At last they came to water--a river that they had to cross. At the
sight of water the Athenian soldiers broke ranks and fell down into the
mud to drink. There they were slaughtered.
"Those who were spared were led away as prisoners. The Siracusans put the
Athenians to work in their rock quarries, where most of them died."
-Plutarch, "Nicias"
direct quote from robert graves, "the greek myths, volume 2" p. 138:
"continuing on his way to Sicily, Heracles came to the site where now
stands the city of Syracuse; there he offered sacrifices, and
instituted the annual festival beside the sacred chasm of Cyane, down
which Hades snatched Core to the Underworld."
seems like that's where they got the lyric. heracles is performing his
tenth labor, late in the game, rounding up the cattle of Geryon.
the other heracles references could either refer to the hero's anger
just previous to that moment, when the cattle are temporarily stolen,
or (I like to think) of his later madness when he puts on this poisoned
shirt given to him by his jealous wife. but I doubt tom or whoever
really thought that hard about it.
From: http://www.riverfronttimes.com/issues/2000-03-15/music.html
03/15/2000
Night Fever
The Mekons join forces from both sides of the pond to bring forth a new
album, Journey to the End of the Night
By Randall Roberts
Brad Miller
The Mekons: A sense of wide-eyed adventure permeates the band's output and is
the main reason the Mekons have remained vital and, more important,
perpetually interesting.
In their 20-plus years as a unit, the Mekons have been British punks; British
post-punks; a "dance band on the edge of time"; a stumbling-drunk
traveling-miscreant caravan; the first alternative-country band; a rock &
roll band; a drunken-loser country band featuring a former member of the
Pretty Things; the last punk band; a sad, pathetic mess; an accident waiting
to happen; a transcendent, heavenly live band; geniuses responsible for the
inevitable merger of polka and dub; shimmering pop craftspeople.

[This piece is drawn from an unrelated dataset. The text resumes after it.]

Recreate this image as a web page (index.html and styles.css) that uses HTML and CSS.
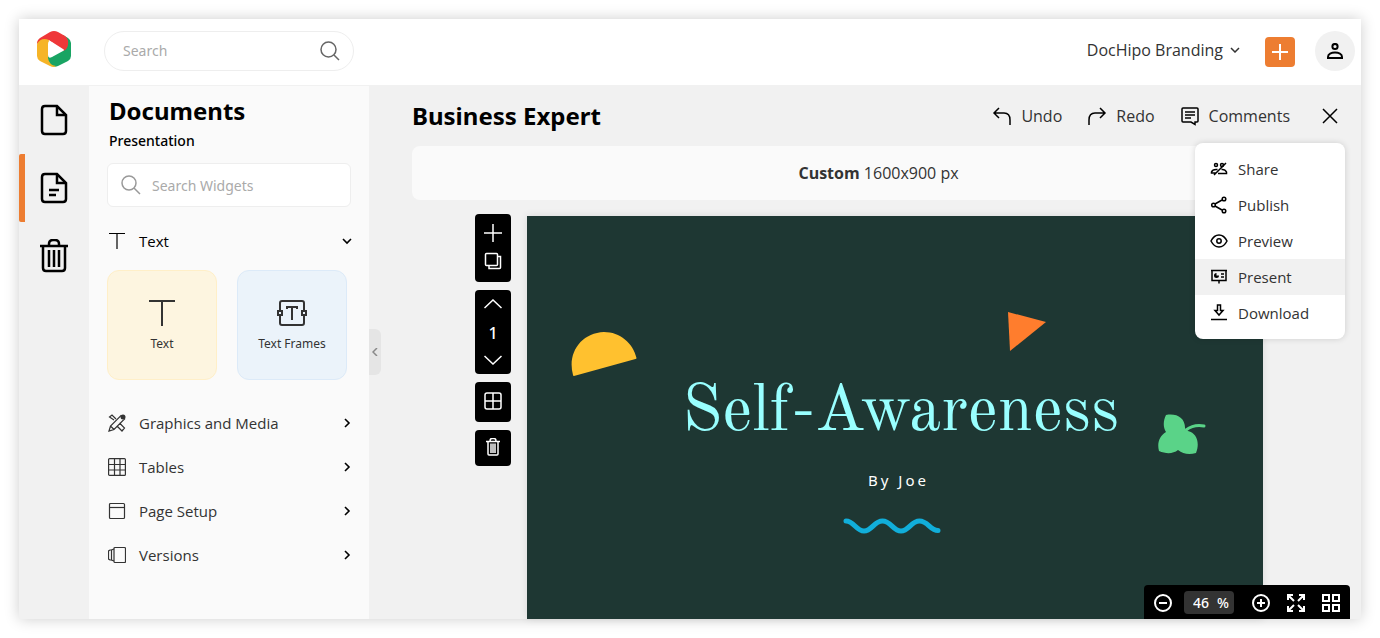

They
released the first drum & bass record -- so they say -- in 1983.
They've done all this without anyone noticing, except for a handful of
diehards who gush-gush-gush at their output -- an album every couple of years
these days, totaling somewhere around 20 -- and greet the news of each
impending tour with an enthusiasm usually associated with the Dead. As with
every fanbase convinced that the object of its affection is the perfect
object, it's hard to fathom exactly how the object known as the Mekons has
eluded the affection of a deserved share of country, polka, dub, rock & roll
and jungle fans. But they have eluded this affection for a long, long time
now. Stubbornly, they've remained a band since 1977.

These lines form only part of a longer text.